Thapliyal will join as chief executive of Avendus Finance Pvt. Ltd by September, said one of the people, both of whom spoke on condition of anonymity. Thapliyal has already put in his papers at RBL, but is yet to leave as he has a key role in the bank’s upcoming initial public offering (IPO), said the second of the two people.
US-based private equity fund Kohlberg Kravis Roberts & Co. Lp (KKR) bought Mumbai-based Avendus Capital for about $115 million in November. As part of the deal, KKR committed to invest another $60 million in the NBFC, said the second person.
Thapliyal, who has more than 20 years of experience in corporate banking, investment banking, commercial banking, project finance and asset reconstruction, heads the commercial banking coverage franchise at RBL, which includes the SME (small and medium enterprise) and mid corporate segments. He is also responsible for the credit products group, which undertakes credit evaluation of commercial banking clients, according to his profile on the bank’s website.
Previously, Thapliyal was managing director of investment banking at Religare Capital Markets Ltd, covering the industrial sector. He also spent over 10 years with Citibank in commercial banking, and played a key role in setting up its commercial banking franchise.
Thapliyal did not respond to calls and an email sent on Friday. Spokespersons for KKR and Avendus declined to comment.
An RBL spokesperson denied that Thapliyal has resigned.
KKR bought a stake of about 60% in home-grown Avendus from investors including Eastgate Capital Group and Americorp Ventures. The Avendus Group has four verticals—Avendus Capital Pvt. Ltd, Avendus Wealth Management Pvt. Ltd, Avendus Capital (UK) Pvt. Ltd and Avendus Capital Inc. (US). Investment banking accounted for almost 80% of its revenue of about Rs.200 crore in 2014-15.
KKR India already runs KKR India Financial Services, an NBFC, as well as another real estate-focused NBFC through which it offers structured loans. Since 2008, KKR has disbursed about $2.6 billion through various credit platforms and made $1.4 billion in private equity investments.
On 11 May, Mint reported that Avendus and KKR were talking to senior bankers to head the NBFC business.
“KKR is driving the process and they are willing to pay top dollar to hire the best,” the report said, citing people close to the development.
Meanwhile, RBL Bank’s IPO to raise about Rs.1,500 crore is expected to open in the first week of August. In April, the bank received conditional approval from capital markets regulator Securities and Exchange Board of India for the IPO, which was previously on hold due to violations of the Companies Act. The company had allotted shares via rights issues to 2,591 investors in February 2003—far higher than the ceiling of 200 investors.

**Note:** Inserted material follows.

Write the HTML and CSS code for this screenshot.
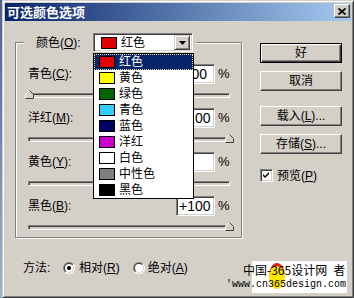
FILE: index.html
```html
<!DOCTYPE html>
<html lang="zh-CN">
<head>
<meta charset="utf-8">
<title>可选颜色选项</title>
<link rel="stylesheet" href="styles.css">
</head>
<body>
<div class="window">
  <div class="titlebar">
    <span class="title">可选颜色选项</span>
    <span class="close"><svg width="8" height="7" viewBox="0 0 8 7"><path d="M0.5 0.5 L7.5 6.5 M7.5 0.5 L0.5 6.5" stroke="#000" stroke-width="1.7" fill="none"/></svg></span>
  </div>
  <div class="dlg">
    <div class="main">
      <div class="group">
        <div class="legend">
          <span class="lbl">颜色(<u>O</u>):</span>
          <div class="combo">
            <span class="sw red"></span><span class="ctext">红色</span>
            <span class="cbtn"><svg width="7" height="4" viewBox="0 0 7 4"><path d="M0 0h7L3.5 4z" fill="#000"/></svg></span>
            <ul class="list">
              <li class="item sel"><span class="sw red"></span><span>红色</span></li>
              <li class="item"><span class="sw yellow"></span><span>黄色</span></li>
              <li class="item"><span class="sw green"></span><span>绿色</span></li>
              <li class="item"><span class="sw cyan"></span><span>青色</span></li>
              <li class="item"><span class="sw blue"></span><span>蓝色</span></li>
              <li class="item"><span class="sw magenta"></span><span>洋红</span></li>
              <li class="item"><span class="sw white"></span><span>白色</span></li>
              <li class="item"><span class="sw gray"></span><span>中性色</span></li>
              <li class="item"><span class="sw black"></span><span>黑色</span></li>
            </ul>
          </div>
        </div>

        <div class="row first">
          <span class="rlbl">青色(<u>C</u>):</span>
          <span class="num">-100</span><span class="pct">%</span>
        </div>
        <div class="slider"><div class="track"></div><svg class="thumb at-min" width="9" height="9" viewBox="0 0 9 9"><path d="M0.5 8.5V4.5L4.5 0.5L8.5 4.5V8.5Z" fill="#d4d0c8"/><path d="M0.5 8.5V4.5L4.5 0.5" stroke="#fff" fill="none"/><path d="M4.5 0.5L8.5 4.5V8.5H0.5" stroke="#404040" fill="none"/></svg></div>

        <div class="row">
          <span class="rlbl">洋红(<u>M</u>):</span>
          <span class="num">+100</span><span class="pct">%</span>
        </div>
        <div class="slider"><div class="track"></div><svg class="thumb at-max" width="9" height="9" viewBox="0 0 9 9"><path d="M0.5 8.5V4.5L4.5 0.5L8.5 4.5V8.5Z" fill="#d4d0c8"/><path d="M0.5 8.5V4.5L4.5 0.5" stroke="#fff" fill="none"/><path d="M4.5 0.5L8.5 4.5V8.5H0.5" stroke="#404040" fill="none"/></svg></div>

        <div class="row">
          <span class="rlbl">黄色(<u>Y</u>):</span>
          <span class="num">0</span><span class="pct">%</span>
        </div>
        <div class="slider"><div class="track"></div><svg class="thumb at-mid" width="9" height="9" viewBox="0 0 9 9"><path d="M0.5 8.5V4.5L4.5 0.5L8.5 4.5V8.5Z" fill="#d4d0c8"/><path d="M0.5 8.5V4.5L4.5 0.5" stroke="#fff" fill="none"/><path d="M4.5 0.5L8.5 4.5V8.5H0.5" stroke="#404040" fill="none"/></svg></div>

        <div class="row">
          <span class="rlbl">黑色(<u>B</u>):</span>
          <span class="num">+100</span><span class="pct">%</span>
        </div>
        <div class="slider"><div class="track"></div><svg class="thumb at-max" width="9" height="9" viewBox="0 0 9 9"><path d="M0.5 8.5V4.5L4.5 0.5L8.5 4.5V8.5Z" fill="#d4d0c8"/><path d="M0.5 8.5V4.5L4.5 0.5" stroke="#fff" fill="none"/><path d="M4.5 0.5L8.5 4.5V8.5H0.5" stroke="#404040" fill="none"/></svg></div>
      </div>

      <div class="side">
        <div class="btn default">好</div>
        <div class="btn gap-s">取消</div>
        <div class="btn gap-l">载入(<u>L</u>)...</div>
        <div class="btn gap-s">存储(<u>S</u>)...</div>
        <div class="check gap-l">
          <span class="cbox"><svg width="7" height="7" viewBox="0 0 7 7"><path d="M0 2L2 4L6 0V2L2 6L0 4Z" fill="#000"/></svg></span>
          <span>预览(<u>P</u>)</span>
        </div>
      </div>
    </div>

    <div class="method">
      <span class="mlbl">方法:</span>
      <svg class="radio r1" width="12" height="12" viewBox="0 0 12 12">
        <defs>
          <linearGradient id="go" x1="0" y1="0" x2="1" y2="1"><stop offset="0.5" stop-color="#808080"/><stop offset="0.5" stop-color="#ffffff"/></linearGradient>
          <linearGradient id="gi" x1="0" y1="0" x2="1" y2="1"><stop offset="0.5" stop-color="#404040"/><stop offset="0.5" stop-color="#d4d0c8"/></linearGradient>
        </defs>
        <circle cx="6" cy="6" r="6" fill="url(#go)"/><circle cx="6" cy="6" r="5" fill="url(#gi)"/><circle cx="6" cy="6" r="4" fill="#fff"/><circle cx="6" cy="6" r="2" fill="#000"/>
      </svg>
      <span class="rtext">相对(<u>R</u>)</span>
      <svg class="radio r2" width="12" height="12" viewBox="0 0 12 12">
        <circle cx="6" cy="6" r="6" fill="url(#go)"/><circle cx="6" cy="6" r="5" fill="url(#gi)"/><circle cx="6" cy="6" r="4" fill="#fff"/>
      </svg>
      <span class="rtext">绝对(<u>A</u>)</span>
    </div>
  </div>

  <div class="watermark">
    <div class="wm-bg"></div>
    <div class="wm-logo"></div>
    <div class="wm-l1"><span>中国-365设计网</span><span class="wm-end">者</span></div>
    <div class="wm-l2">'www.cn365design.com</div>
  </div>
</div>
</body>
</html>
```

FILE: styles.css
```css
* { box-sizing: border-box; }
html, body { margin: 0; padding: 0; }
body {
  width: 354px;
  height: 298px;
  overflow: hidden;
  background: linear-gradient(#4a6290, #9fb2d0);
  font: 12px/14px "Liberation Sans", "Noto Sans CJK SC", sans-serif;
  color: #000;
}
u { text-decoration: underline; text-underline-offset: 1px; }

.window {
  position: relative;
  margin-left: 2px;
  width: 352px;
  height: 298px;
  background: #d4d0c8;
  border: 1px solid;
  border-color: #d4d0c8 #404040 #404040 #d4d0c8;
  box-shadow: inset 1px 1px #fff, inset -1px -1px #808080;
  padding: 2px;
  display: flex;
  flex-direction: column;
}

.titlebar {
  height: 18px;
  flex: none;
  display: flex;
  align-items: flex-start;
  background: linear-gradient(90deg, #0a246a, #a6caf0);
}
.title {
  color: #fff;
  font: bold 13px/17px "Noto Sans CJK SC", sans-serif;
  padding-left: 2px;
}
.close {
  margin-left: auto;
  margin-right: 1px;
  margin-top: 1px;
  width: 16px;
  height: 14px;
  background: #d4d0c8;
  border: 1px solid;
  border-color: #fff #404040 #404040 #fff;
  box-shadow: inset -1px -1px #808080;
  display: flex;
  align-items: center;
  justify-content: center;
}
.close svg { display: block; margin-right: 1px; }

.dlg { flex: 1; display: flex; flex-direction: column; }
.main { display: flex; align-items: flex-start; }

.group {
  margin-left: 10px;
  margin-top: 21px;
  width: 227px;
  height: 196px;
  border: 1px solid #808080;
  box-shadow: inset 1px 1px #fff, 1px 1px #fff;
  padding: 0 10px 0 12px;
  display: flex;
  flex-direction: column;
}

.legend {
  align-self: flex-start;
  margin-top: -10px;
  margin-left: -4px;
  padding: 0 3px 0 12px;
  height: 19px;
  background: #d4d0c8;
  display: flex;
  align-items: center;
  position: relative;
  z-index: 2;
}
.lbl { width: 57px; }
.combo {
  position: relative;
  width: 100px;
  height: 19px;
  background: #fff;
  border: 1px solid;
  border-color: #808080 #fff #fff #808080;
  box-shadow: inset 1px 1px #404040, inset -1px -1px #d4d0c8;
  padding: 2px 2px 2px 7px;
  display: flex;
  align-items: center;
}
.ctext { margin-left: 4px; }
.cbtn {
  margin-left: auto;
  width: 16px;
  height: 15px;
  background: #d4d0c8;
  border: 1px solid;
  border-color: #d4d0c8 #404040 #404040 #d4d0c8;
  box-shadow: inset 1px 1px #fff, inset -1px -1px #808080;
  display: flex;
  align-items: center;
  justify-content: center;
}
.cbtn svg { display: block; }

.sw {
  display: block;
  flex: none;
  width: 16px;
  height: 12px;
  border: 1px solid #000;
}
.red { background: #e00000; }
.yellow { background: #ffff00; }
.green { background: #006400; }
.cyan { background: #33ccff; }
.blue { background: #000066; }
.magenta { background: #cc00cc; }
.white { background: #ffffff; }
.gray { background: #7f7f7f; }
.black { background: #000000; }

.list {
  position: absolute;
  left: -1px;
  top: 19px;
  width: 101px;
  margin: 0;
  padding: 0;
  list-style: none;
  background: #fff;
  border: 1px solid #000;
  z-index: 5;
}
.item {
  height: 16px;
  display: flex;
  align-items: center;
  padding-left: 5px;
  gap: 4px;
}
.item.sel {
  background: #0a246a;
  color: #fff;
  outline: 1px dotted #e8d890;
  outline-offset: -1px;
}

.row {
  display: flex;
  align-items: center;
  height: 20px;
  margin-top: 8px;
}
.row.first { margin-top: 12px; }
.rlbl { flex: 1; }
.num {
  width: 39px;
  height: 20px;
  background: #fff;
  border: 1px solid;
  border-color: #808080 #fff #fff #808080;
  box-shadow: inset 1px 1px #404040, inset -1px -1px #d4d0c8;
  padding: 1px 0 0 2px;
  font: 14px/16px "Liberation Sans", sans-serif;
}
.pct {
  width: 16px;
  padding-left: 3px;
  font: 13px/16px "Liberation Sans", sans-serif;
}

.slider {
  position: relative;
  height: 11px;
  margin-top: 5px;
}
.track {
  margin-top: 4px;
  height: 5px;
  margin-right: 1px;
  background: #d4d0c8;
  border: 1px solid;
  border-color: #808080 #fff #fff #808080;
  box-shadow: inset 1px 1px #404040;
}
.thumb { position: absolute; top: 1px; display: block; }
.at-min { left: -3px; }
.at-mid { left: 97px; }
.at-max { left: 197px; }

.side {
  margin-left: 18px;
  margin-top: 22px;
  width: 82px;
  display: flex;
  flex-direction: column;
}
.btn {
  height: 20px;
  background: #d4d0c8;
  border: 1px solid;
  border-color: #fff #404040 #404040 #fff;
  box-shadow: inset -1px -1px #808080;
  display: flex;
  align-items: center;
  justify-content: center;
}
.btn.default {
  border: 1px solid #000;
  box-shadow: inset 1px 1px #fff, inset -1px -1px #404040, inset -2px -2px #808080;
}
.gap-s { margin-top: 8px; }
.gap-l { margin-top: 15px; }
.check {
  display: flex;
  align-items: center;
  height: 13px;
  gap: 4px;
}
.cbox {
  width: 13px;
  height: 13px;
  background: #fff;
  border: 1px solid;
  border-color: #808080 #fff #fff #808080;
  box-shadow: inset 1px 1px #404040, inset -1px -1px #d4d0c8;
  display: flex;
  align-items: center;
  justify-content: center;
}
.cbox svg { display: block; }

.method {
  margin-top: 23px;
  margin-left: 18px;
  height: 14px;
  display: flex;
  align-items: center;
}
.mlbl { width: 40px; }
.radio { display: block; flex: none; }
.r1 { margin-right: 4px; }
.r2 { margin-left: 13px; margin-right: 3px; }

.watermark {
  position: absolute;
  left: 223px;
  top: 260px;
  width: 124px;
  height: 33px;
  color: #000;
  white-space: nowrap;
}
.wm-bg {
  position: absolute;
  left: 26px;
  top: 0;
  width: 95px;
  height: 32px;
  background: #fff;
}
.wm-logo {
  position: absolute;
  left: 43px;
  top: 2px;
  width: 16px;
  height: 26px;
  border-radius: 50%;
  background: #ffe600;
  border-top: 3px solid #e02020;
}
.wm-l1 {
  position: relative;
  padding-left: 17px;
  margin-top: 1px;
  display: flex;
  font: 12px/15px "Noto Sans CJK SC", sans-serif;
}
.wm-end { margin-left: 6px; }
.wm-l2 {
  position: relative;
  font: 10px/14px "Liberation Mono", monospace;
  margin-top: 1px;
}
```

If the IPO is launched, RBL Bank will become the first bank to go public since December 2010, when Punjab and Sind Bank raised around Rs.480 crore from the capital markets.
Alok Prasad, founder-CEO of the Microfinance Institutions Network, an industry body, finds an advantage for NBFCs over banks. “Banks are currently facing very challenging times. And, given the high NPA levels, ‘take no risks’ has become their mantra. In comparison, NBFCs, particularly the newer ones who have adopted cutting-edge technology platforms, are doing much better. Aggressive lending, focus on segments such as MSMEs (micro, small and medium enterprises) that the mainstream banks tend to ignore, lower operating costs and superior processes with faster decision-making have made them outpace the banks by a margin,” he said.
In 2015, private equity investments in India’s financial services sector grew 83% to $2.2 billion from $1.2 billion in 2014, according to data from VCCEdge. Out of this, NBFCs and other services (diversified financials) saw a growth of 200% at $1.9 billion (against $643 million in 2014) as compared with banks ($50 million) and insurance ($250 million).
“It is also noteworthy that typically banks get a return on assets of 1-1.5% while NBFCs are able to achieve 2%-plus levels. Recognizing the current potential of NBFCs, investors are showing renewed interest in this space,” Prasad added.